**What you will do:**
Every line below is to be copied exactly, with the pictures left out.

* Start *

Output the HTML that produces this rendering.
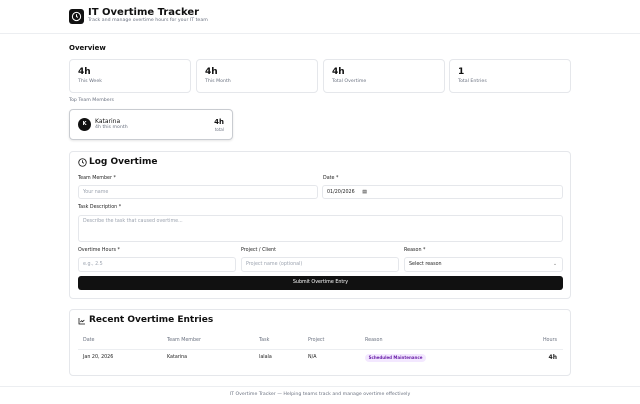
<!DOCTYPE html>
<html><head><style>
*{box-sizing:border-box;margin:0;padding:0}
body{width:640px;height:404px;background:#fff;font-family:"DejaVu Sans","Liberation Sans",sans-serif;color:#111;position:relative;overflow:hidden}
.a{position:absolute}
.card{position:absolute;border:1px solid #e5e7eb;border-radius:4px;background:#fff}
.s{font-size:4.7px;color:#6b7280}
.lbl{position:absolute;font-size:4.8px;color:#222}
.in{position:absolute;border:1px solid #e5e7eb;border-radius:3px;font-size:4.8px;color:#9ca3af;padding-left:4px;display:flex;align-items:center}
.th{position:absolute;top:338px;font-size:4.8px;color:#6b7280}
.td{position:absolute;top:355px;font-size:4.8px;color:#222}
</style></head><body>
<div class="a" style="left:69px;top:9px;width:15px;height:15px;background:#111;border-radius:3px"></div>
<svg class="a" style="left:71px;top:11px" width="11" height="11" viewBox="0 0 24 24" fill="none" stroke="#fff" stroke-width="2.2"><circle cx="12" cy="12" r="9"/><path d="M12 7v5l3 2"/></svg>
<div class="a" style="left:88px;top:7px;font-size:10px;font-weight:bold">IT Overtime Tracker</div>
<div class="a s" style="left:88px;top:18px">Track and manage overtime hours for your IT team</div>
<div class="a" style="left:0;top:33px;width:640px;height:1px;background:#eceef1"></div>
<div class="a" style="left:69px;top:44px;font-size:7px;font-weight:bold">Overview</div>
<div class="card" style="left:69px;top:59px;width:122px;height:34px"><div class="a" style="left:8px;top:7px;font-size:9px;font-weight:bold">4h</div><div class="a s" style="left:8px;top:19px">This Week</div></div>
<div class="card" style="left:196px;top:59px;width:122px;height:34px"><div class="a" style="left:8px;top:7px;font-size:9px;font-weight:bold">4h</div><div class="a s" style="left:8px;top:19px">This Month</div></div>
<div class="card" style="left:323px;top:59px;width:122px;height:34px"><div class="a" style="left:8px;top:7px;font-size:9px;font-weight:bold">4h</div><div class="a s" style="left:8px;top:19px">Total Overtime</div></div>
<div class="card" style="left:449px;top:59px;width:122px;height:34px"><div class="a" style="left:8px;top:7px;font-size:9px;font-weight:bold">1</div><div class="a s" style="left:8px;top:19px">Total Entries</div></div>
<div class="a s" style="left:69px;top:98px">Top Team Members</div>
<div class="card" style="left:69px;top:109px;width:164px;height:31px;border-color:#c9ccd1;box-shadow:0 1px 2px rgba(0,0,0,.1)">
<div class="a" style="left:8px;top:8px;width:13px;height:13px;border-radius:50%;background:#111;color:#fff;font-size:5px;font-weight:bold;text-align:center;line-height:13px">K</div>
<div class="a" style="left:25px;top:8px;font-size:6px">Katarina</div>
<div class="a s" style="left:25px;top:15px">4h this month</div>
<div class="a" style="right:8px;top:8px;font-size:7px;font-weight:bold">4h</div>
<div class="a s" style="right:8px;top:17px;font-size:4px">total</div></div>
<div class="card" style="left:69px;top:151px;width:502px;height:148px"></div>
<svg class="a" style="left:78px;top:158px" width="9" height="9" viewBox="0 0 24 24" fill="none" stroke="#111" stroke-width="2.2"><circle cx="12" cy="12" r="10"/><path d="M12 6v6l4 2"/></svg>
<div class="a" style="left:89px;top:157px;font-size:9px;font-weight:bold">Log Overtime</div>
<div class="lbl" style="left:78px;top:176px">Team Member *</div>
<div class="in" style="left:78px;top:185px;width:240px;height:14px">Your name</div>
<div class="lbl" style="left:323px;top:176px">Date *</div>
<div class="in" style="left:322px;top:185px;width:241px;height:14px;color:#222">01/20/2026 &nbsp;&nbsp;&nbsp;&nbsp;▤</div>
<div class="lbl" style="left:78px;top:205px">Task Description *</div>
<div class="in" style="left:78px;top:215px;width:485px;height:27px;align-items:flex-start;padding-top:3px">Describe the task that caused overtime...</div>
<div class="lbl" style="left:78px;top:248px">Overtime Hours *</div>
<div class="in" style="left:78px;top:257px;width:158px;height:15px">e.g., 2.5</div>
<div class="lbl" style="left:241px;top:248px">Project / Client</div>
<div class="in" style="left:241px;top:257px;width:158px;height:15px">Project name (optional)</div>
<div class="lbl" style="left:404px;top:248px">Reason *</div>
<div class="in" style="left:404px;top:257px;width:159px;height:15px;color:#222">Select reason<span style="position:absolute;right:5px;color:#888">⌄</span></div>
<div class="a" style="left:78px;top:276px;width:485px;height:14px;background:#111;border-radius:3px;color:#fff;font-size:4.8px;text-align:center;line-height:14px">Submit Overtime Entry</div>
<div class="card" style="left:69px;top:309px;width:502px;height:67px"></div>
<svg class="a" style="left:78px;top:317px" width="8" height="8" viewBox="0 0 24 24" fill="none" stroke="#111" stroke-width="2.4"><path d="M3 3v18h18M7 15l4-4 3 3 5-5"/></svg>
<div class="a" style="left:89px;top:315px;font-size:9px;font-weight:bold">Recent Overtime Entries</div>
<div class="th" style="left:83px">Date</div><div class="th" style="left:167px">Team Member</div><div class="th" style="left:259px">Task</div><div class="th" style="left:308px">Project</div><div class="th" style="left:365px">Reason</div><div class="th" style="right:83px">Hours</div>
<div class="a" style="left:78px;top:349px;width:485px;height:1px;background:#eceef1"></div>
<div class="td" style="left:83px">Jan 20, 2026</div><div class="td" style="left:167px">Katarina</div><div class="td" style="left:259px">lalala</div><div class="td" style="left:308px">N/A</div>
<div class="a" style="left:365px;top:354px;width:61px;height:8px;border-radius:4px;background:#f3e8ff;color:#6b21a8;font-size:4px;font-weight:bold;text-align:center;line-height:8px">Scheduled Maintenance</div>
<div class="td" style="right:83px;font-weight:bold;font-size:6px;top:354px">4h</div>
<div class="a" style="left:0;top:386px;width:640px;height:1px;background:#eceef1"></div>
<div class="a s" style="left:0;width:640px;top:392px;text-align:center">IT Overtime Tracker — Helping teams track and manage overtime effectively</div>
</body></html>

* End *

**In response:**
Output the HTML that produces this rendering.
<!DOCTYPE html>
<html><head><style>
*{box-sizing:border-box;margin:0;padding:0}
body{width:640px;height:404px;background:#fff;font-family:"DejaVu Sans","Liberation Sans",sans-serif;color:#111;position:relative;overflow:hidden}
.a{position:absolute}
.card{position:absolute;border:1px solid #e5e7eb;border-radius:4px;background:#fff}
.s{font-size:4.7px;color:#6b7280}
.lbl{position:absolute;font-size:4.8px;color:#222}
.in{position:absolute;border:1px solid #e5e7eb;border-radius:3px;font-size:4.8px;color:#9ca3af;padding-left:4px;display:flex;align-items:center}
.th{position:absolute;top:338px;font-size:4.8px;color:#6b7280}
.td{position:absolute;top:355px;font-size:4.8px;color:#222}
</style></head><body>
<div class="a" style="left:69px;top:9px;width:15px;height:15px;background:#111;border-radius:3px"></div>
<svg class="a" style="left:71px;top:11px" width="11" height="11" viewBox="0 0 24 24" fill="none" stroke="#fff" stroke-width="2.2"><circle cx="12" cy="12" r="9"/><path d="M12 7v5l3 2"/></svg>
<div class="a" style="left:88px;top:7px;font-size:10px;font-weight:bold">IT Overtime Tracker</div>
<div class="a s" style="left:88px;top:18px">Track and manage overtime hours for your IT team</div>
<div class="a" style="left:0;top:33px;width:640px;height:1px;background:#eceef1"></div>
<div class="a" style="left:69px;top:44px;font-size:7px;font-weight:bold">Overview</div>
<div class="card" style="left:69px;top:59px;width:122px;height:34px"><div class="a" style="left:8px;top:7px;font-size:9px;font-weight:bold">4h</div><div class="a s" style="left:8px;top:19px">This Week</div></div>
<div class="card" style="left:196px;top:59px;width:122px;height:34px"><div class="a" style="left:8px;top:7px;font-size:9px;font-weight:bold">4h</div><div class="a s" style="left:8px;top:19px">This Month</div></div>
<div class="card" style="left:323px;top:59px;width:122px;height:34px"><div class="a" style="left:8px;top:7px;font-size:9px;font-weight:bold">4h</div><div class="a s" style="left:8px;top:19px">Total Overtime</div></div>
<div class="card" style="left:449px;top:59px;width:122px;height:34px"><div class="a" style="left:8px;top:7px;font-size:9px;font-weight:bold">1</div><div class="a s" style="left:8px;top:19px">Total Entries</div></div>
<div class="a s" style="left:69px;top:98px">Top Team Members</div>
<div class="card" style="left:69px;top:109px;width:164px;height:31px;border-color:#c9ccd1;box-shadow:0 1px 2px rgba(0,0,0,.1)">
<div class="a" style="left:8px;top:8px;width:13px;height:13px;border-radius:50%;background:#111;color:#fff;font-size:5px;font-weight:bold;text-align:center;line-height:13px">K</div>
<div class="a" style="left:25px;top:8px;font-size:6px">Katarina</div>
<div class="a s" style="left:25px;top:15px">4h this month</div>
<div class="a" style="right:8px;top:8px;font-size:7px;font-weight:bold">4h</div>
<div class="a s" style="right:8px;top:17px;font-size:4px">total</div></div>
<div class="card" style="left:69px;top:151px;width:502px;height:148px"></div>
<svg class="a" style="left:78px;top:158px" width="9" height="9" viewBox="0 0 24 24" fill="none" stroke="#111" stroke-width="2.2"><circle cx="12" cy="12" r="10"/><path d="M12 6v6l4 2"/></svg>
<div class="a" style="left:89px;top:157px;font-size:9px;font-weight:bold">Log Overtime</div>
<div class="lbl" style="left:78px;top:176px">Team Member *</div>
<div class="in" style="left:78px;top:185px;width:240px;height:14px">Your name</div>
<div class="lbl" style="left:323px;top:176px">Date *</div>
<div class="in" style="left:322px;top:185px;width:241px;height:14px;color:#222">01/20/2026 &nbsp;&nbsp;&nbsp;&nbsp;▤</div>
<div class="lbl" style="left:78px;top:205px">Task Description *</div>
<div class="in" style="left:78px;top:215px;width:485px;height:27px;align-items:flex-start;padding-top:3px">Describe the task that caused overtime...</div>
<div class="lbl" style="left:78px;top:248px">Overtime Hours *</div>
<div class="in" style="left:78px;top:257px;width:158px;height:15px">e.g., 2.5</div>
<div class="lbl" style="left:241px;top:248px">Project / Client</div>
<div class="in" style="left:241px;top:257px;width:158px;height:15px">Project name (optional)</div>
<div class="lbl" style="left:404px;top:248px">Reason *</div>
<div class="in" style="left:404px;top:257px;width:159px;height:15px;color:#222">Select reason<span style="position:absolute;right:5px;color:#888">⌄</span></div>
<div class="a" style="left:78px;top:276px;width:485px;height:14px;background:#111;border-radius:3px;color:#fff;font-size:4.8px;text-align:center;line-height:14px">Submit Overtime Entry</div>
<div class="card" style="left:69px;top:309px;width:502px;height:67px"></div>
<svg class="a" style="left:78px;top:317px" width="8" height="8" viewBox="0 0 24 24" fill="none" stroke="#111" stroke-width="2.4"><path d="M3 3v18h18M7 15l4-4 3 3 5-5"/></svg>
<div class="a" style="left:89px;top:315px;font-size:9px;font-weight:bold">Recent Overtime Entries</div>
<div class="th" style="left:83px">Date</div><div class="th" style="left:167px">Team Member</div><div class="th" style="left:259px">Task</div><div class="th" style="left:308px">Project</div><div class="th" style="left:365px">Reason</div><div class="th" style="right:83px">Hours</div>
<div class="a" style="left:78px;top:349px;width:485px;height:1px;background:#eceef1"></div>
<div class="td" style="left:83px">Jan 20, 2026</div><div class="td" style="left:167px">Katarina</div><div class="td" style="left:259px">lalala</div><div class="td" style="left:308px">N/A</div>
<div class="a" style="left:365px;top:354px;width:61px;height:8px;border-radius:4px;background:#f3e8ff;color:#6b21a8;font-size:4px;font-weight:bold;text-align:center;line-height:8px">Scheduled Maintenance</div>
<div class="td" style="right:83px;font-weight:bold;font-size:6px;top:354px">4h</div>
<div class="a" style="left:0;top:386px;width:640px;height:1px;background:#eceef1"></div>
<div class="a s" style="left:0;width:640px;top:392px;text-align:center">IT Overtime Tracker — Helping teams track and manage overtime effectively</div>
</body></html>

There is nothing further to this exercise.